As is often the case with your postings, you are quicker to spot the speck in someone else's eye than to remove the beam from your own eye. The appropriate response to the sermon would be penitence and keeping a closer eye on oneself in the future, which is how I am trying to respond to the sermon - not nitpick and every minute point - most of which were just mentioned in passing.

Reactions: Amen 4


----------



## Smeagol (Oct 14, 2019)

alexandermsmith said:


> Why should that go unchallenged?


Because if you listened to the sermon (which you did), then you should have 1st noticed that Fred was not asking you to agree with him on “secondary matters”. Often in reformed camps our tendency is to constantly be consumed by seeing others as less “Christian” or less “belonging” to the true Church because of disagreements over second level doctrinal differences. If we fall into this ditch, the fear is that one day we might look up and have spent our entire lives judging others with very little self-reflection on our own vileness and on how long-suffering the Lord has been towards our own shortcomings.

The sermon is a much needed reminder. Self reflection on personal failures should occur first and most often before we all too quickly jump into attack mode and fire off flaming or venomous arrows into the night upon the aroma of a differing interpretation on matters that do not alter the core of the gospel. Fred clearly qualified Secondary Level doctrinal distinctives DO MATTER; however we should be watchful no to have sinful attitudes with distinctives, especially with those relatively new to the faith. In this we run a great risk of pushing them away from the faith instead of being a tool of sanctification and discipleship.

Fred is reminding us of the balance and love needed between weaker & stronger brothers and sisters in Christ.

Alexander, when you heard the sermon did you first ask your self: “ where have I failed in light of Paul’s teaching?”

A sobering yet applicable charge from Matthew Henry on 1 Samuel 3, this text was preached by my Pastor last night and also serves as a sobering consideration. When little Samuel mistook God calling his name for the voice of errant Ezra!



> Henry:
> “ 2. Of his infirmity, and unacquaintedness with the visions of the Almighty, that he took that to be only Eli’s call which was really the call of God.
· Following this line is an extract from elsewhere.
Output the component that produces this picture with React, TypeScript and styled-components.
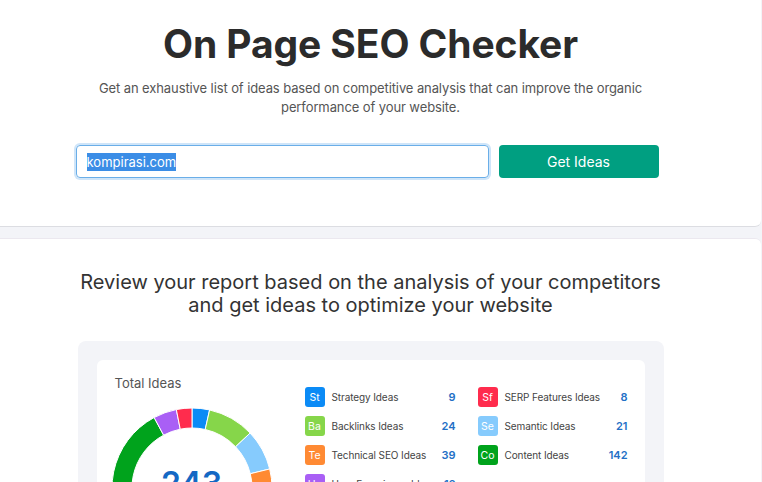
import React from 'react'
import styled, { createGlobalStyle } from 'styled-components'

const GlobalStyle = createGlobalStyle`
  html, body {
    margin: 0;
    padding: 0;
    background: #f3f4f8;
    font-family: Inter, "Noto Sans", Arial, sans-serif;
    color: #333;
  }
  * { box-sizing: border-box; }
`

const Page = styled.div`
  width: 762px;
  height: 482px;
  overflow: hidden;
  background: #f3f4f8;
`

const HeroCard = styled.section`
  background: #fff;
  height: 227px;
  border-bottom: 1px solid #dcdde2;
  border-bottom-right-radius: 6px;
  margin-right: 1px;
  padding: 21px 20px 0 0;
  display: flex;
  flex-direction: column;
  align-items: center;
`

const Title = styled.h1`
  margin: 0;
  font-size: 39px;
  line-height: 46px;
  font-weight: 700;
  color: #2b2b2b;
  letter-spacing: -0.1px;
`

const Lead = styled.p`
  margin: 12px 0 0;
  width: 560px;
  text-align: center;
  font-size: 13px;
  line-height: 19px;
  color: #555;
  letter-spacing: -0.1px;
`

const Form = styled.form`
  margin: 28px 7px 0 0;
  display: flex;
  gap: 10px;
  width: 583px;
`

const Input = styled.div`
  flex: 0 0 413px;
  height: 33px;
  border: 1px solid #6aaee8;
  border-radius: 4px;
  box-shadow: 0 0 0 2px #cfe5f9;
  display: flex;
  align-items: center;
  padding-left: 10px;
  font-size: 13px;
`

const Selected = styled.span`
  background: #3b8de6;
  color: #fff;
  line-height: 18px;
`

const Button = styled.button`
  flex: 1;
  height: 33px;
  border: none;
  border-radius: 4px;
  background: #009f81;
  color: #fff;
  font-family: inherit;
  font-size: 14px;
`

const ReportCard = styled.section`
  margin-top: 11px;
  margin-right: 1px;
  background: #fff;
  border-top: 1px solid #ebe8ef;
  border-top-right-radius: 6px;
  padding: 32px 20px 0 0;
  display: flex;
  flex-direction: column;
  align-items: center;
  height: 260px;
`

const Heading = styled.h2`
  margin: 0;
  font-size: 20px;
  line-height: 23px;
  font-weight: 400;
  color: #333;
  text-align: center;
`

const Panel = styled.div`
  margin-top: 24px;
  width: 586px;
  background: #f3f4f8;
  border-radius: 8px;
  padding: 19px 19px 0;
`

const Inner = styled.div`
  background: #fff;
  border-radius: 6px;
  padding: 15px 17px 0 16px;
  display: grid;
  grid-template-columns: 192px 1fr;
  height: 200px;
`

const ChartCol = styled.div`
  display: flex;
  flex-direction: column;
`

const ChartTitle = styled.div`
  font-size: 13px;
  line-height: 16px;
  color: #555;
  margin-left: 2px;
`

const Donut = styled.div`
  position: relative;
  width: 162px;
  height: 162px;
  margin-top: 16px;
  margin-left: -2px;
`

const Total = styled.div`
  position: absolute;
  left: 0;
  right: 0;
  top: 57px;
  text-align: center;
  font-size: 32px;
  font-weight: 600;
  color: #1468c4;
`

const Legend = styled.div`
  display: grid;
  grid-template-columns: 151px 150px;
  column-gap: 22px;
  row-gap: 9px;
  margin-top: 12px;
  align-content: start;
`

const Row = styled.div`
  display: flex;
  align-items: center;
  height: 20px;
`

const Badge = styled.span<{ $color: string }>`
  width: 20px;
  height: 20px;
  border-radius: 3px;
  background: ${p => p.$color};
  color: #fff;
  font-size: 10.5px;
  display: flex;
  align-items: center;
  justify-content: center;
  margin-right: 7px;
`

const Label = styled.span`
  flex: 1;
  font-size: 10px;
  color: #444;
  letter-spacing: -0.1px;
`

const Count = styled.span`
  font-size: 11px;
  font-weight: 600;
  color: #2370c6;
`

type Idea = { code: string; name: string; count: number; color: string }

const ideas: Idea[] = [
  { code: 'St', name: 'Strategy Ideas', count: 9, color: '#0b8bf6' },
  { code: 'Sf', name: 'SERP Features Ideas', count: 8, color: '#ff2c4d' },
  { code: 'Ba', name: 'Backlinks Ideas', count: 24, color: '#86d64a' },
  { code: 'Se', name: 'Semantic Ideas', count: 21, color: '#86cbfd' },
  { code: 'Te', name: 'Technical SEO Ideas', count: 39, color: '#ff8a33' },
  { code: 'Co', name: 'Content Ideas', count: 142, color: '#00a31c' },
  { code: 'Ux', name: 'User Experience Ideas', count: 12, color: '#a95ff5' },
]

const ringOrder = ['St', 'Ba', 'Se', 'Te', 'Co', 'Ux', 'Sf']

const arc = (cx: number, cy: number, r: number, r0: number, a0: number, a1: number) => {
  const pt = (rad: number, a: number) => [cx + rad * Math.sin(a), cy - rad * Math.cos(a)]
  const [x1, y1] = pt(r, a0)
  const [x2, y2] = pt(r, a1)
  const [x3, y3] = pt(r0, a1)
  const [x4, y4] = pt(r0, a0)
  const large = a1 - a0 > Math.PI ? 1 : 0
  return `M${x1} ${y1} A${r} ${r} 0 ${large} 1 ${x2} ${y2} L${x3} ${y3} A${r0} ${r0} 0 ${large} 0 ${x4} ${y4} Z`
}

const DonutChart: React.FC = () => {
  const items = ringOrder.map(c => ideas.find(i => i.code === c)!)
  const sum = items.reduce((s, i) => s + i.count, 0)
  let start = 0
  return (
    <svg width="162" height="162" viewBox="0 0 162 162">
      {items.map(i => {
        const end = start + (i.count / sum) * Math.PI * 2
        const d = arc(81, 81, 80, 60, start, end)
        start = end
        return <path key={i.code} d={d} fill={i.color} stroke="#fff" strokeWidth="1" />
      })}
    </svg>
  )
}

export default function App() {
  return (
    <Page>
      <GlobalStyle />
      <HeroCard>
        <Title>On Page SEO Checker</Title>
        <Lead>
          Get an exhaustive list of ideas based on competitive analysis that can improve the organic
          performance of your website.
        </Lead>
        <Form onSubmit={e => e.preventDefault()}>
          <Input>
            <Selected>kompirasi.com</Selected>
          </Input>
          <Button type="submit">Get Ideas</Button>
        </Form>
      </HeroCard>
      <ReportCard>
        <Heading>
          Review your report based on the analysis of your competitors
          <br />
          and get ideas to optimize your website
        </Heading>
        <Panel>
          <Inner>
            <ChartCol>
              <ChartTitle>Total Ideas</ChartTitle>
              <Donut>
                <DonutChart />
                <Total>243</Total>
              </Donut>
            </ChartCol>
            <Legend>
              {ideas.map(i => (
                <Row key={i.code}>
                  <Badge $color={i.color}>{i.code}</Badge>
                  <Label>{i.name}</Label>
                  <Count>{i.count}</Count>
                </Row>
              ))}
            </Legend>
          </Inner>
        </Panel>
      </ReportCard>
    </Page>
  )
}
Such mistakes as these we make oftener than we think of. God calls to us by his word, and we take it to be only the call of the minister, and answer it accordingly; he calls to us by his providences, and we look only at the instruments. His voice cries, and it is but here and there a man of wisdom that understands it to be his voice. Eli assured him he did not call him, yet did not chide him for disturbing him with being over-officious, did not call him a fool, and tell him he dreamed, but mildly bade him lie down again, he had nothing for him to do. If servants must be ready at their masters’ call, masters also must be tender of their servants’ comfort: that thy man-servant and thy maid-servant may rest as well as thou. So Samuel went and lay down. God calls many by the ministry of the word, and they say, as Samuel did, "Here am I;’’ but not looking at God, nor discerning his voice in the call, the impressions of it are soon lost; they lie down again, and their convictions come to nothing”

Reactions: Like 2


----------



## Smeagol (Oct 14, 2019)

Reformed Covenanter said:


> The appropriate response to the sermon would be penitence and keeping a closer eye on oneself in the future, which is how I am trying to respond to the sermon - not nitpick and every minute point - most of which were just mentioned in passing.


----------



## alexandermsmith (Oct 14, 2019)

Grant Jones said:


> Because if you listened to the sermon (which you did), then you should have 1st noticed that Fred was not asking you to agree with him on “secondary matters”. Often in reformed camps our tendency is to constantly be consumed by seeing others as less “Christian” or less “belonging” to the true Church because of disagreements over second level doctrinal differences. If we fall into this ditch, the fear is that one day we might look up and have spent our entire lives judging others with very little self-reflection on our own vileness and on how long-suffering the Lord has been towards our own shortcomings.
> 
> The sermon is a much needed reminder. Self reflection on personal failures should occur first and most often before we all too quickly jump into attack mode and fire off flaming or venomous arrows into the night upon the aroma of a differing interpretation on matters that do not alter the core of the gospel. But as Fred clearly qualified Secondary Level doctrinal distinctives DO MATTER; however we should be watchful no to have sinful attitudes with distinctives, especially with those relatively new to the faith.
> 
> ...



That's all fair and I agree with you, as I also said in my initial response that the "theory" of the sermon was all very well and good. However, that doesn't alleviate my concerns about this sort of approach to these issues. We should evaluate a sermon such as this against the times in which we live. In the church today our problem is not that we are too strict.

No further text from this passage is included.